I know I promised people a nice treatment on the Constitutional questions implicated by the DC Congressional voting rights act (as well as some sad amendments, where it stands on approval, and the curious alternative options for representation [the word of the day is "retrocession"]), and I’ll get to that if I have time tonight, but I wanted to post this from The Smoking Gun first.
Apparently, in 1994, the pilot of a new TV show called Friends was put forth to an NBC focus group, to see if it has legs for production. The report gave the show a 41/100 (which, to be fair, doesn’t tell us too much; it could be that they always give the shows a bad raw score), and provided the following comments:
Overall reactions to this pilot were not very favorable.
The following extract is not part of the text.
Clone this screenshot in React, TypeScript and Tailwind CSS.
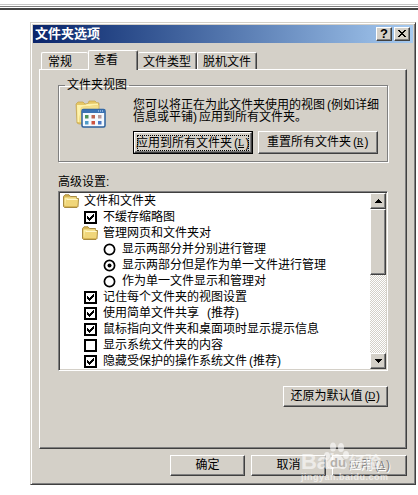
import type { ReactNode } from "react";

type Row = {
  kind: "folder" | "check" | "radio";
  label: string;
  indent: string;
  on?: boolean;
};

const rows: Row[] = [
  { kind: "folder", label: "文件和文件夹", indent: "pl-[3px]" },
  { kind: "check", label: "不缓存缩略图", indent: "pl-[22px]", on: true },
  { kind: "folder", label: "管理网页和文件夹对", indent: "pl-[22px]" },
  { kind: "radio", label: "显示两部分并分别进行管理", indent: "pl-[41px]" },
  { kind: "radio", label: "显示两部分但是作为单一文件进行管理", indent: "pl-[41px]", on: true },
  { kind: "radio", label: "作为单一文件显示和管理对", indent: "pl-[41px]" },
  { kind: "check", label: "记住每个文件夹的视图设置", indent: "pl-[22px]", on: true },
  { kind: "check", label: "使用简单文件共享 (推荐)", indent: "pl-[22px]", on: true },
  { kind: "check", label: "鼠标指向文件夹和桌面项时显示提示信息", indent: "pl-[22px]", on: true },
  { kind: "check", label: "显示系统文件夹的内容", indent: "pl-[22px]" },
  { kind: "check", label: "隐藏受保护的操作系统文件(推荐)", indent: "pl-[22px]", on: true },
];

const raised =
  "border border-t-white border-l-white border-r-[#404040] border-b-[#404040] shadow-[inset_-1px_-1px_0_#808080] bg-[#d4d0c8]";

// half-width characters take exactly half of a 12px ideograph
function Text({ children }: { children: string }) {
  return (
    <>
      {children.split(/([() ])/).map((part, i) => {
        if (part === "(") return <span key={i} className="inline-block w-[6px] text-right">(</span>;
        if (part === ")") return <span key={i} className="inline-block w-[6px]">)</span>;
        if (part === " ") return <span key={i} className="inline-block w-[6px] whitespace-pre"> </span>;
        return part;
      })}
    </>
  );
}

function Button({ className, children }: { className: string; children: ReactNode }) {
  return (
    <button
      type="button"
      className={`${raised} flex shrink-0 items-center justify-center whitespace-pre pb-px ${className}`}
    >
      {children}
    </button>
  );
}

function Key({ letter }: { letter: string }) {
  return (
    <span className="flex">
      <span className="w-[6px] text-right">(</span>
      <span className="flex w-[6px] justify-center font-['Liberation_Serif'] text-[10px] underline underline-offset-1">
        {letter}
      </span>
      <span className="w-[6px] pl-px">)</span>
    </span>
  );
}

function FolderIcon() {
  return (
    <svg width="16" height="14" viewBox="0 0 16 14" className="shrink-0">
      <path d="M.5 2.500 2 .8h4l1.500 1.700h6v2h2L15 12.500l-1 1H1.500l-1-1z" fill="#d8b655" stroke="#a08236" strokeWidth=".9" />
      <path d="M1.500 3.500h12v1.300H5L3 6.500v5H1.500z" fill="#fbf0a6" />
      <path d="M3 5h12l-.7 7H2z" fill="#f0d67a" />
      <path d="M3.500 5.500h11" stroke="#fff8cc" />
    </svg>
  );
}

function CheckBox({ on }: { on?: boolean }) {
  return (
    <svg width="13" height="13" viewBox="0 0 13 13" shapeRendering="crispEdges" className="shrink-0">
      <rect x="1" y="1" width="11" height="11" fill="#fff" stroke="#000" strokeWidth="2" />
      {on && <path d="M3 5h1v1h1v1h1V6h1V5h1V4h1V3h1v3H9v1H8v1H7v1H6v1H5V9H4V8H3z" fill="#000" />}
    </svg>
  );
}

function Radio({ on }: { on?: boolean }) {
  return (
    <svg width="13" height="13" viewBox="0 0 13 13" className="shrink-0">
      <circle cx="6.5" cy="6.5" r="5.1" fill="#fff" stroke="#000" strokeWidth="1.7" />
      {on && <circle cx="6.5" cy="6.5" r="2" fill="#000" />}
    </svg>
  );
}

function ViewIcon() {
  return (
    <svg width="32" height="30" viewBox="0 0 32 30" className="shrink-0">
      <path d="M1 4 3 2h5l2 2 3-.5L14 1h6l1.500 1.500 2.500.5v19l-2 2H4l-2-1z" fill="#e6c765" stroke="#c2a24a" strokeWidth=".7" />
      <path d="M2 5h8l2-1 11-.5V5L6 7 4 22H2.500z" fill="#fdf2ac" />
      <path d="M6 7 23.500 5v17H4z" fill="#f3de8a" />
      <rect x="7" y="9.5" width="23" height="17.500" rx="1.5" fill="#f4f9ff" stroke="#2c609c" strokeWidth="1.5" />
      <path d="M7 9.500h23V13H7z" fill="#3971b3" />
      <path d="M23 11h1m1 0h1m1 0h1" stroke="#cfe3ff" />
      <path d="M10 15h3.500v3.500H10z" fill="#4d9357" />
      <path d="M16.500 15H20v3.500h-3.500z" fill="#bd6552" />
      <path d="M23 15h3.500v3.500H23z" fill="#b99a9a" />
      <path d="M10 21h3.500v3.500H10z" fill="#4f9bc8" />
      <path d="M16.500 21H20v3.500h-3.500z" fill="#cf5340" />
      <path d="M23 21h3.500v3.500H23z" fill="#4b78c4" />
    </svg>
  );
}

function Arrow({ down }: { down?: boolean }) {
  return (
    <span className={`${raised} flex h-4 w-4 shrink-0 items-center justify-center`}>
      <svg width="7" height="4" viewBox="0 0 7 4" shapeRendering="crispEdges">
        <path d={down ? "M0 0h7v1H6v1H5v1H4v1H3V3H2V2H1V1H0z" : "M3 0h1v1h1v1h1v1h1v1H0V3h1V2h1V1h1z"} />
      </svg>
    </span>
  );
}

function Tab({ className, children }: { className: string; children: ReactNode }) {
  return (
    <div
      className={`flex shrink-0 justify-center rounded-t-[2px] border border-b-0 border-t-white border-l-white border-r-[#404040] bg-[#d4d0c8] pt-px shadow-[inset_-1px_0_0_#808080] ${className}`}
    >
      {children}
    </div>
  );
}

function Watermark() {
  return (
    <svg
      width="92"
      height="44"
      viewBox="0 0 92 44"
      className="pointer-events-none absolute left-[300px] top-[440px]"
      fill="#fff"
      fillOpacity=".6"
    >
      <text x="1" y="29" fontSize="22" fontWeight="700" fontFamily="Liberation Sans" textLength="34">
        Bai
      </text>
      <ellipse cx="27" cy="16" rx="3" ry="4" />
      <ellipse cx="33" cy="7" rx="3" ry="4.500" />
      <ellipse cx="41" cy="7.500" rx="3" ry="4.500" />
      <ellipse cx="46" cy="15" rx="3" ry="4" />
      <path d="M37 14c4 0 5 4 8 7 4 4 1 9-3 8-3-1-7-1-10 0-4 1-7-4-4-8 3-3 5-7 9-7z" />
      <text x="30" y="27" fontSize="13" fontWeight="700" fontFamily="Liberation Sans" fill="#b4b1ab" fillOpacity="1">
        du
      </text>
      <text x="49" y="28" fontSize="16" fontWeight="700" fontFamily="'Noto Sans CJK SC'" textLength="32">
        经验
      </text>
      <text x="1" y="40" fontSize="9" fontWeight="700" fontFamily="Liberation Sans" textLength="87">
        jingyan.baidu.com
      </text>
    </svg>
  );
}

export default function App() {
  return (
    <div className="relative h-[495px] w-[418px] overflow-hidden bg-white font-['Liberation_Sans','Noto_Sans_CJK_SC',sans-serif] text-[12px] leading-[16px] text-black">
      <div className="flex h-[22px] flex-col pt-1">
        <div className="h-px bg-[#c6c6c6]" />
        <div className="mt-px h-px bg-[#808080]" />
        <div className="mt-px h-[2px] bg-[#444]" />
      </div>

      <div className="ml-[30px] flex h-[463px] w-[386px] flex-col border border-t-[#d4d0c8] border-l-[#d4d0c8] border-r-[#404040] border-b-[#404040] bg-[#d4d0c8] p-[2px] shadow-[inset_1px_1px_0_#fff,inset_-1px_-1px_0_#808080]">
        <div className="flex h-[18px] shrink-0 items-center bg-linear-to-r from-[#0a246a] to-[#a6caf0] pl-[2px] pr-[3px]">
          <span className="grow pb-px text-[13px] font-bold text-white">文件夹选项</span>
          <Button className="h-[14px] w-4 text-[13px] font-bold">?</Button>
          <Button className="ml-[2px] h-[14px] w-4">
            <svg width="8" height="7" viewBox="0 0 8 7" shapeRendering="crispEdges">
              <path d="M0 0h2v1h1v1h2V1h1V0h2v1H7v1H6v1H5v1h1v1h1v1h1v1H6V6H5V5H3v1H2v1H0V6h1V5h1V4h1V3H2V2H1V1H0z" />
            </svg>
          </Button>
        </div>

        <div className="mt-[7px] flex h-[19px] shrink-0 items-end pl-2">
          <Tab className="h-[17px] w-[47px] border-r-0 pr-[10px] shadow-none">常规</Tab>
          <Tab className="z-10 -mb-px h-5 w-[50px] pr-[14px]">查看</Tab>
          <Tab className="h-[17px] w-[59px] border-l-0">文件类型</Tab>
          <Tab className="h-[17px] w-[60px]">脱机文件</Tab>
        </div>

        <div className="ml-[6px] flex h-[380px] w-[368px] shrink-0 flex-col border border-t-white border-l-white border-r-[#404040] border-b-[#404040] pl-[18px] shadow-[inset_-1px_-1px_0_#808080]">
          <fieldset className="mt-[7px] h-[85px] w-[330px] shrink-0 border border-[#808080] pl-4 shadow-[1px_1px_0_#fff,inset_1px_1px_0_#fff]">
            <legend className="-ml-[10px] px-[2px]">文件夹视图</legend>
            <div className="flex pt-[6px]">
              <div className="w-[58px] shrink-0 pt-px">
                <ViewIcon />
              </div>
              <div>
                <p className="whitespace-nowrap leading-[12px]">
                  <Text>您可以将正在为此文件夹使用的视图(例如详细</Text>
                  <br />
                  <Text>信息或平铺)应用到所有文件夹。</Text>
                </p>
                <div className="mt-[8px] flex gap-[5px]">
                  <div className="flex h-[23px] w-[120px] border border-black">
                    <Button className="h-full w-full p-[2px]">
                      <span className="flex h-full w-full items-center justify-center border border-dotted border-black">
                        应用到所有文件夹
                        <Key letter="L" />
                      </span>
                    </Button>
                  </div>
                  <Button className="h-[23px] w-[120px]">
                    重置所有文件夹
                    <Key letter="R" />
                  </Button>
                </div>
              </div>
            </div>
          </fieldset>

          <div className="mt-[12px] h-[17px] shrink-0">高级设置:</div>

          <div className="flex h-[180px] w-[330px] shrink-0 border border-t-[#808080] border-l-[#808080] border-r-white border-b-white bg-white p-px shadow-[inset_1px_1px_0_#404040,inset_-1px_-1px_0_#d4d0c8]">
            <ul className="grow">
              {rows.map((r) => (
                <li key={r.label} className={`flex h-4 items-center whitespace-nowrap ${r.indent}`}>
                  <span className="flex w-[19px] shrink-0">
                    {r.kind === "folder" && <FolderIcon />}
                    {r.kind === "check" && (
                      <span className="ml-[2px]">
                        <CheckBox on={r.on} />
                      </span>
                    )}
                    {r.kind === "radio" && (
                      <span className="ml-[2px]">
                        <Radio on={r.on} />
                      </span>
                    )}
                  </span>
                  <span className="ml-[2px]">
                    <Text>{r.label}</Text>
                  </span>
                </li>
              ))}
            </ul>
            <div className="flex w-4 shrink-0 flex-col bg-[repeating-conic-gradient(#fff_0_25%,#d4d0c8_0_50%)] bg-size-[2px_2px]">
              <Arrow />
              <div className={`${raised} h-[66px]`} />
              <div className="grow" />
              <Arrow down />
            </div>
          </div>

          <Button className="ml-[225px] mt-[15px] h-[21px] w-[105px]">
            还原为默认值
            <Key letter="D" />
          </Button>
        </div>

        <div className="mt-[6px] flex gap-[6px] pl-[137px]">
          <Button className="h-[21px] w-[75px]">确定</Button>
          <Button className="h-[21px] w-[75px]">取消</Button>
          <Button className="h-[21px] w-[75px] text-[#808080] [text-shadow:1px_1px_0_#fff]">
            应用
            <Key letter="A" />
          </Button>
        </div>
      </div>
      <Watermark />
    </div>
  );
}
Interest in the show was very narrow. […] Most viewers felt the show was not very entertaining, clever, or original. […] Stated viewing intentions for a series based on this pilot were not encouraging.
They add some critical feedback from each character, as well as a list of “recommendations” for improvement. (My favorite: “Use Chandler’s dreams as a running bit on the show.” Can anyone who actually watched Friends tell me if they did this?)
I think somewhere in that list should have to add an in-your-face-talking-dog to the show.
Read the whole report here.

no, chandler’s dreams were not a running bit on the show. i don’t think it would have worked at all. glad they didn’t follow that advice!